Undergrad Summer Internship : CPPIB vs BB Offer
Hi All,
I am currently torn between two Summer Internships offers : one from a BB bank, the other one in Private Investments (kind of Private Equity) at Canada Pension Plan Investment Board.
Both offers are in London. From what I've gathered during the interviews and through my own research, the work at CPPIB is far more interesting, gives more responsibilities and is closer to what I would like to do later. They also assured me that they were willing to hire all their Summer interns for full-time positions, and that it was the goal of their Summer programme. However, I feel that the training programme is much better and more established at the BB bank, and that if I take the CPPIB offer, I will close more doors than if I were to take the BB one.
I am also worried that having only CPPIB on my resume, if I leave after a couple of years, might not allow me to go back to a bank or to another good position on the buy-side.
Do you think working 80+ hours weeks at the BB is a necessary step to a successful career, or are the kinda recent opportunities that have popped up on the buy-side - such as the one I have at CPPIB - the better path if I'm not deadset on spending 20 years in a bank ?
Thanks in advance for all your insights,
Have a nice day,
In the CPPIB role, are you doing allocations to PE strategies, PE coinvesting, or direct PE deals?
There are rotations through co-investment, direct PE and infrastructure during the summer internship Programme.
That's a pretty neat program. I think I'd have a hard time choosing as well - the BB analyst role is definitely more the "standard" path to take, but frankly I think the CPPIB role is more interesting. Is it a 2 or 3 year program, or how does that work?
I wouldn't worry so much about "having only CPPIB" on your resume - it's pretty well known in finance. The thing I'd focus more on is that the CPPIB role wouldn't lead to the 2 years of IB, 2 years of PE, then MBA structure that you would get in banking. In other words, some people value structure, and banking certainly provides that, but there's a lot of value in doing things that are genuinely interesting to you as well. Ultimately it's up to you, but congrats on both offers.
One other thing I forgot to mention - I have no idea how big CPPIB actually is in London, so keep in mind local vs. global presence as well.
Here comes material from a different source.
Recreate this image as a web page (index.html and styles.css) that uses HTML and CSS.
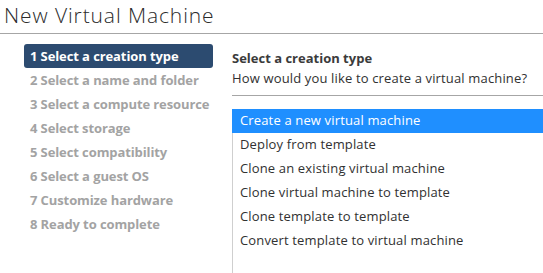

Hey Laitue, I'm new on here too. Recently began as an analyst for a Canadian pension fund (PE - infrastructure) as well. I'm also curious as to how this experience compares to other PE positions.
Hello, Have a f-to-f interview at CPPIB for London soon. Any tips? Cheers
Old thread, but i feel compelled. The canadian pension funds have been the beginnings for a great number of canadian tier 1 MBAs. Primarily because you can get buy-side experience immediately. Post-mba the upside is greater levels of responsibility, better culture, and job security. Downside of course is that compensation is capped. Pre-MBA i'd say its a fantastic place to start. Post its moreso a lifestyle decision.